Parallel Computation

runHiC provides two layers of parallel computing:

  1. You can specify the number of threads / processes when you run runHiC mapping, runHiC filtering, runHiC binning and runHiC pileup subcommands, by setting the -t/--threads or --nproc arguments.

  2. If you have access to a HPC cluster. The most efficient way to process a deeply-sequenced library is to submit the same command across multiple nodes.
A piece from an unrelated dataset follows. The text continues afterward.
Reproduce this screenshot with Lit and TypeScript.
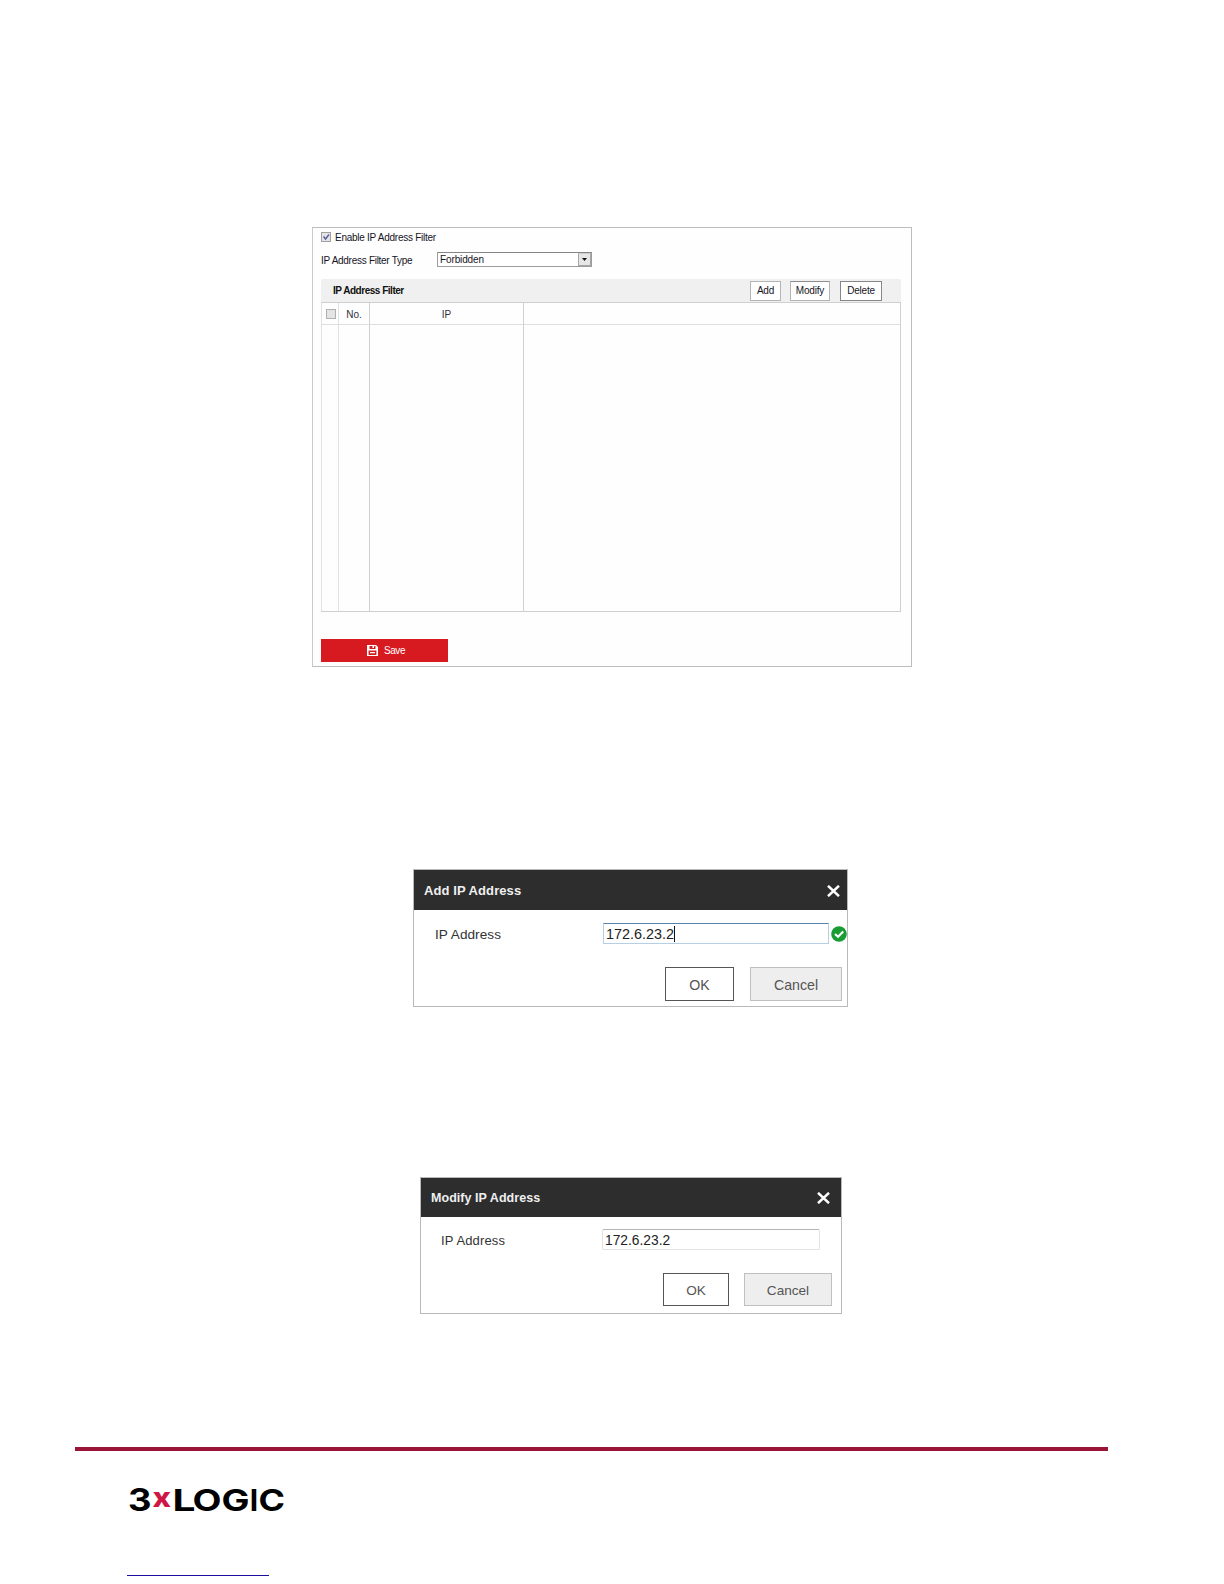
import { LitElement, html, css, nothing } from "lit";
import { customElement } from "lit/decorators.js";

@customElement("filter-panel")
class FilterPanel extends LitElement {
  static styles = css`
    :host { display: block; box-sizing: border-box; width: 600px; height: 440px; border: 1px solid #bdbdbd; border-left-color: #c9c9c9; padding: 4px 10px 0 8px; background: #fefefe; color: #151525; font-size: 10px; }
    * { box-sizing: border-box; }
    .row { display: flex; align-items: center; white-space: nowrap; }
    .enable { height: 10px; gap: 4px; letter-spacing: -0.26px; }
    .check { width: 10px; height: 10px; border: 1px solid #a0a0a0; background: #e3e3e8; display: block; }
    .check svg { display: block; width: 8px; height: 8px; }
    .type { margin-top: 10px; height: 15px; letter-spacing: -0.28px; }
    .type label { width: 116px; padding-top: 1px; }
    .select { display: flex; justify-content: space-between; align-items: center; width: 155px; height: 15px; border: 1px solid #9c9c9c; border-top-color: #858585; padding-left: 2px; letter-spacing: -0.12px; background: #fff; }
    .arrow { width: 13px; height: 13px; border: 1px solid #a5a5a5; border-top-color: #ccc; background: #e6e6e6; display: flex; align-items: center; justify-content: center; }
    .arrow svg { width: 5px; height: 3px; display: block; }
    .bar { margin-top: 12px; height: 23px; padding: 0 19px 0 12px; background: #f0f0f0; border-radius: 2px 2px 0 0; font-size: 10px; letter-spacing: -0.48px; font-weight: bold; color: #111; }
    .bar .title { flex: 1; }
    button { font: 10px "Liberation Sans", Arial, sans-serif; letter-spacing: -0.2px; height: 20px; padding: 0; border: 1px solid #b5b5b5; background: #fff; color: #151525; }
    .add { width: 31px; margin-right: 9px; }
    .modify { width: 40px; margin-right: 10px; border-top-color: #8d8d8d; }
    .delete { width: 42px; border-color: #85858a; }
    .table { display: grid; grid-template-columns: 17px 31px 154px 1fr; grid-template-rows: 22px 286px; height: 310px; border: 1px solid #cfcfcf; border-width: 1px 1px 1px 0; }
    .cell { display: flex; align-items: center; justify-content: center; border-left: 1px solid #d0d0d0; padding-top: 1px; font-size: 10px; color: #30303c; }
    .head { border-bottom: 1px solid #dedede; }
    .faint { border-left-color: #e2e2e2; }
    .blank { border-color: #b0b0b0; background: #e4e4e4; margin-left: 2px; }
    .save { display: flex; align-items: center; justify-content: center; gap: 6px; width: 127px; height: 23px; margin-top: 27px; padding-left: 3px; border: 0; background: #d71920; color: #fff; letter-spacing: -0.4px; }
    .save svg { width: 11px; height: 11px; }
  `;
  render() {
    return html`
      <div class="row enable">
        <span class="check"><svg viewBox="0 0 8 8"><path d="M1.5 3.5 3.5 6 7 1.5" fill="none" stroke="#5b6097" stroke-width="1.4" /></svg></span>
        <span>Enable IP Address Filter</span>
      </div>
      <div class="row type">
        <label>IP Address Filter Type</label>
        <div class="select"><span>Forbidden</span><span class="arrow"><svg viewBox="0 0 5 3"><path d="M0 0H5L2.5 3Z" fill="#111" /></svg></span></div>
      </div>
      <div class="row bar">
        <span class="title">IP Address Filter</span>
        <button class="add">Add</button><button class="modify">Modify</button><button class="delete">Delete</button>
      </div>
      <div class="table">
        <div class="cell head faint"><span class="check blank"></span></div>
        <div class="cell head faint">No.</div>
        <div class="cell head">IP</div>
        <div class="cell head"></div>
        <div class="cell faint"></div><div class="cell faint"></div><div class="cell"></div><div class="cell"></div>
      </div>
      <button class="save">
        <svg viewBox="0 0 11 11"><path fill="#fff" fill-rule="evenodd" d="M0 0H9L11 2V11H0ZM2.5 1V4H8.5V1H7V3H5.5V1ZM1.6 5.5V10H9.4V5.5ZM3 7H8V8.3H3Z" /></svg>
        <span>Save</span>
      </button>
    `;
  }
}

@customElement("ip-dialog")
class IpDialog extends LitElement {
  static properties = { heading: {}, variant: { reflect: true } };
  declare heading: string;
  declare variant: string;
  static styles = css`
    * { box-sizing: border-box; }
    :host { display: block; box-sizing: border-box; border: 1px solid #b9b9b9; background: #fff; color: #333; }
    .head { display: flex; align-items: center; justify-content: space-between; background: #2d2d2d; color: #efefef; font-weight: bold; white-space: nowrap; }
    .head svg { width: 13px; height: 12px; }
    .field { display: flex; align-items: center; white-space: nowrap; }
    .input { display: flex; align-items: center; height: 21px; padding-left: 2px; color: #222; background: #fff; }
    .caret { width: 1px; height: 16px; background: #111; }
    .ok-mark { width: 16px; height: 16px; margin-left: 2px; flex: none; }
    .actions { display: flex; justify-content: flex-end; }
    button { font: 14.2px "Liberation Sans", Arial, sans-serif; color: #555; padding: 2px 0 0; background: #fff; border: 1px solid #555; }
    .cancel { background: #eee; border-color: #bfbfbf; }

    :host([variant="add"]) { width: 435px; height: 138px; }
    :host([variant="add"]) .head { height: 40px; padding: 1px 7px 0 10px; font-size: 13px; letter-spacing: 0.08px; }
    :host([variant="add"]) .field { margin-top: 13px; padding-left: 21px; }
    :host([variant="add"]) label { width: 168px; font-size: 13.6px; letter-spacing: 0.05px; padding-top: 1px; }
    :host([variant="add"]) .input { width: 226px; font-size: 14.4px; border: 1px solid #b5cfe7; border-top-color: #5583ae; }
    :host([variant="add"]) .ok-mark { margin-left: 1.5px; }
    :host([variant="add"]) .actions { margin-top: 23px; padding-right: 5px; gap: 16px; }
    :host([variant="add"]) button { height: 34px; width: 69px; }
    :host([variant="add"]) .cancel { width: 92px; }

    :host([variant="modify"]) { width: 422px; height: 137px; }
    :host([variant="modify"]) .head { height: 39px; padding: 1px 11px 0 10px; font-size: 12.5px; letter-spacing: 0.05px; }
    :host([variant="modify"]) .field { margin-top: 12px; padding-left: 20px; }
    :host([variant="modify"]) label { width: 161px; font-size: 13px; letter-spacing: 0.15px; padding-top: 1px; }
    :host([variant="modify"]) .input { width: 218px; padding-top: 1px; font-size: 13.8px; border: 1px solid #e2e2e2; border-top-color: #b5b5b5; border-radius: 2px; }
    :host([variant="modify"]) .actions { margin-top: 23px; padding-right: 9px; gap: 15px; }
    :host([variant="modify"]) button { height: 33px; width: 66px; font-size: 13.6px; }
    :host([variant="modify"]) .cancel { width: 88px; }
  `;
  render() {
    const editing = this.variant === "add";
    return html`
      <div class="head">
        <span>${this.heading}</span>
        <svg viewBox="0 0 13 12"><path d="M1 .8 12 11.2M12 .8 1 11.2" stroke="#fff" stroke-width="2.5" /></svg>
      </div>
      <div class="field">
        <label>IP Address</label>
        <div class="input"><span>172.6.23.2</span>${editing ? html`<span class="caret"></span>` : nothing}</div>
        ${editing
          ? html`<svg class="ok-mark" viewBox="0 0 16 16"><circle cx="8" cy="8" r="7.8" fill="#1a9c35" /><path d="M4 8 7 10.8 12.2 5.5" fill="none" stroke="#fff" stroke-width="2.1" /></svg>`
          : nothing}
      </div>
      <div class="actions"><button>OK</button><button class="cancel">Cancel</button></div>
    `;
  }
}

@customElement("app-root")
class AppRoot extends LitElement {
  static styles = css`
    :host { display: flow-root; box-sizing: border-box; width: 1224px; height: 1584px; overflow: hidden; background: #fff; font-family: "Liberation Sans", Arial, sans-serif; }
    .panel { margin: 227px 0 0 312px; }
    .add { margin: 202px 0 0 413px; }
    .modify { margin: 170px 0 0 420px; }
    .rule { margin: 133px 0 0 75px; width: 1033px; height: 4px; background: #9a1535; }
    .logo { display: block; margin: 23px 0 0 126px; width: 170px; height: 52px; overflow: visible; font-family: Inter, "Liberation Sans", sans-serif; font-weight: 700; }
    .link { margin: 49px 0 0 127px; width: 142px; height: 1px; background: #1c0fa0; }
  `;
  render() {
    return html`
      <filter-panel class="panel"></filter-panel>
      <ip-dialog class="add" heading="Add IP Address" variant="add"></ip-dialog>
      <ip-dialog class="modify" heading="Modify IP Address" variant="modify"></ip-dialog>
      <div class="rule"></div>
      <svg class="logo" viewBox="0 0 170 52">
        <text x="2" y="37" font-size="31" textLength="23.5" lengthAdjust="spacingAndGlyphs">3</text>
        <text x="26.5" y="33" font-size="27" font-weight="800" fill="#cf1745" textLength="18.5" lengthAdjust="spacingAndGlyphs">x</text>
        <text y="36.5" font-size="30">
          <tspan x="46.5" textLength="23" lengthAdjust="spacingAndGlyphs">L</tspan><tspan x="66.5" textLength="29" lengthAdjust="spacingAndGlyphs">O</tspan><tspan x="95.5" textLength="28" lengthAdjust="spacingAndGlyphs">G</tspan><tspan x="123.8">I</tspan><tspan x="132.5" textLength="26.5" lengthAdjust="spacingAndGlyphs">C</tspan>
        </text>
      </svg>
      <div class="link"></div>
    `;
  }
}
And runHiC will parallel the tasks for you automatically.

Example

To show how to launch runHiC on our example data across multiple nodes of a cluster, let’s create a sub-folder within workspace and copy the meta data file into it:

$ mkdir run-on-cluster
$ cp datasets.tsv ./run-on-cluster
$ cd run-on-cluster

Then change to the run-on-cluster sub-folder, and submit the command below (you may need to write a job submission script based on the resource management system installed on your cluster):

$ runHiC pileup -p ../../data/ -g hg38 -f HiC-SRA -F SRA -A bwa-mem -t 20 --include-readid --drop-seq --chunkSize 1500000 --logFile runHiC-1.log

Then swith to a different node, and submit the same command for the 2nd time:

$ runHiC pileup -p ../../data/ -g hg38 -f HiC-SRA -F SRA -A bwa-mem -t 20 --include-readid --drop-seq --chunkSize 1500000 --logFile runHiC-2.log

Then swith to a 3rd node:

$ runHiC pileup -p ../../data/ -g hg38 -f HiC-SRA -F SRA -A bwa-mem -t 20 --include-readid --drop-seq --chunkSize 1500000 --logFile runHiC-3.log

That’s it! You can flexibly allocate the number of threads for each node and the number of processes to launch to utilize the cluster at the most extent.